The movie follows him as he performs his daily duties – packing the garbage left behind by the human race into little cubes and stacking it endlessly into almighty towers of junk. At the same time he picks through the piles for curios that capture his fancy. A lighter. A spork. A Rubik’s cube. These he brings back to his home and sorts and treasures.

Then one day an advanced and shiny ship comes down from the sky and leaves behind a mysterious ovoid robot called EVE. The movie starts at this point to become a strange kind of romance as the lonely and isolated WALL-E woos EVE by showing her his treasures and his private little world. And just when she seems to be succumbing to his bumbling charm he shows her a plant he found one day and she explodes with excitement, grabs the plant and shuts down.

I don’t really want to occupy my entire review with a scene by scene summary of the movie. It seems silly for me to go on with explaining the plot. I would hope that anybody who hasn’t seen this movie already and trusts my sensibilities will take my word for it that this is my favorite Pixar film, and possibly among my top ten favorite films of all time, and they should really go see it for themselves. Let’s just say that from there the movie leaves Earth and takes us deep into space to find some of the Human survivors in their life away from home – which is a never ending luxury cruise. There’s action, humor and pathos – and even when we do find humans that talk English they are secondary characters and the heart of the film remains the comical, bumbling, soulful little WALL-E.

There are also a lot of subversive sci-fi themes throughout the film as well. Not just the whole “Humanity had to abandon the Earth because they had polluted it so badly.” There’s also a message about the dangers of consumerism. All the Humans in the film are sedentary portly beings who cannot move from their mobile hover chairs, waited on hand and foot by the only corporation left in the galaxy – Buy N’ Large. (A not too subtle poke at Wal-Mart.) It really appeals to me to have these serious issues addressed in a family movie like this. I love when children are encouraged to think about things.

I could probably yammer on for a while about the amazing animation in this movie too. Pixar by this point have mastered the ability to work with huge, complex and intricate sets. The garbage strewn Earth would have taken the computers of even a decade ago far too long to render to be practical. It absolutely dwarfs the already impressive scale of the door-room scene at the end of Monsters, Inc or the daunting baggage sorting climax of Toy Story 2. And that’s just in the first few opening shots. There are also some impressive crowd scenes at the end of the movie that are mighty showcases for what can now be accomplished.

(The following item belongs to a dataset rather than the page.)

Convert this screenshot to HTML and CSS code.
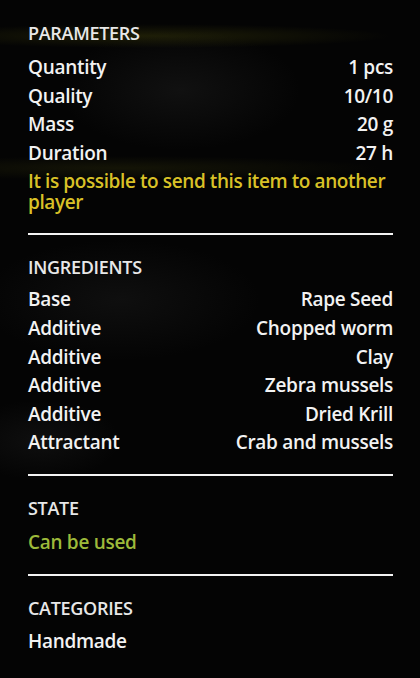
FILE: index.html
```html
<!DOCTYPE html>
<html lang="en">
<head>
  <meta charset="UTF-8" />
  <meta name="viewport" content="width=device-width, initial-scale=1.0"/>
  <title>Item info</title>
  <link rel="stylesheet" href="styles.css">
</head>
<body>
  <div class="painel">
    <!-- Parameters -->
    <div class="secao secao-param">
      <h3>PARAMETERS</h3>
      <div class="linha"><span>Quantity</span><span>1 pcs</span></div>
      <div class="linha"><span>Quality</span><span>10/10</span></div>
      <div class="linha"><span>Mass</span><span>20 g</span></div>
      <div class="linha"><span>Duration</span><span>27 h</span></div>
      <p class="aviso">It is possible to send this item to another player</p>
    </div>

    <!-- Ingredients -->
    <div class="secao secao-ingr">
      <h3>INGREDIENTS</h3>
      <div class="linha"><span>Base</span><span>Rape Seed</span></div>
      <div class="linha"><span>Additive</span><span>Chopped worm</span></div>
      <div class="linha"><span>Additive</span><span>Clay</span></div>
      <div class="linha"><span>Additive</span><span>Zebra mussels</span></div>
      <div class="linha"><span>Additive</span><span>Dried Krill</span></div>
      <div class="linha"><span>Attractant</span><span>Crab and mussels</span></div>
    </div>

    <!-- State -->
    <div class="secao secao-estado">
      <h3>STATE</h3>
      <p class="estado">Can be used</p>
    </div>

    <!-- Categories -->
    <div class="secao">
      <h3>CATEGORIES</h3>
      <p class="texto">Handmade</p>
    </div>
  </div>
</body>
</html>
```

FILE: styles.css
```css
* {
  box-sizing: border-box;
}

html, body {
  margin: 0;
  height: 100%;
  background: #040404;
  font-family: "Open Sans", Arial, sans-serif;
  color: #f2f2f2;
  overflow: hidden;
}

body {
  background:
    radial-gradient(ellipse 240px 12px at 150px 36px, rgba(60, 60, 10, 0.45), transparent),
    radial-gradient(ellipse 260px 12px at 120px 168px, rgba(50, 50, 10, 0.35), transparent),
    radial-gradient(ellipse 120px 60px at 180px 90px, rgba(40, 40, 40, 0.35), transparent),
    radial-gradient(ellipse 140px 60px at 120px 300px, rgba(40, 40, 40, 0.3), transparent),
    radial-gradient(ellipse 80px 40px at 40px 440px, rgba(35, 35, 35, 0.35), transparent),
    #040404;
}

.painel {
  padding: 19px 27px 0 28px;
}

.secao {
  border-bottom: 2px solid #f4f4f4;
  padding-bottom: 20px;
  margin-bottom: 18px;
}

.secao-param {
  padding-bottom: 20px;
}

.secao-param h3 {
  margin-bottom: 6px;
}

.secao-ingr {
  padding-bottom: 17px;
}

.secao-estado {
  padding-bottom: 17px;
}

.secao:last-child {
  border-bottom: none;
}

h3 {
  margin: 0 0 4px;
  font-size: 18px;
  font-weight: 600;
  line-height: 28px;
  letter-spacing: -0.3px;
  color: #e8e8e8;
}

.linha {
  display: flex;
  justify-content: space-between;
  font-size: 19px;
  font-weight: 600;
  line-height: 28.6px;
  letter-spacing: -0.3px;
}

.aviso {
  margin: 4px 0 0;
  font-size: 19px;
  font-weight: 600;
  line-height: 21px;
  letter-spacing: -0.4px;
  color: #d9c127;
}

.estado, .texto {
  margin: 0;
  padding-top: 1px;
  font-size: 19px;
  font-weight: 600;
  line-height: 28.6px;
  letter-spacing: -0.3px;
}

.estado {
  padding-top: 2px;
  color: #9dba3a;
}
```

But the technology doesn’t make the movie. And the clever sci-fi speculation doesn’t make the movie. What makes the movie, more than anything else, is the simply brilliant performance of WALL-E himself. The animators apparently studied the masters of silent film for hints on how to convey emotion, so there’s a little Charlie Chaplin and Buster Keaton in WALL-E. He’s got such a pure, simple heart. The way he befriends just about every person and robot he encounters throughout the whole movie is so touching. (Maybe a little Jim Henson there too.)

Kudos as well to Ben Burtt – sound designer extraordinaire and the “voice” of WALL-E. It’s worth your time if you have the multi-disk set of this movie to check out Ben’s special feature documentaries on foley work and giving a voice to the whole world. Every beep, click and hum in the whole movie comes from Ben’s staggering library of strange noises, and every one is carefully placed to help give depth and character to the film. And somehow he managed to do sound for an entire movie without using his patented “Wilhelm.”

This movie touches me so deeply. It makes me laugh out loud. It makes me choke back silent tears. It even gives me a little hope for the future of humankind. How many movies out there deliver quite so much? Precious few.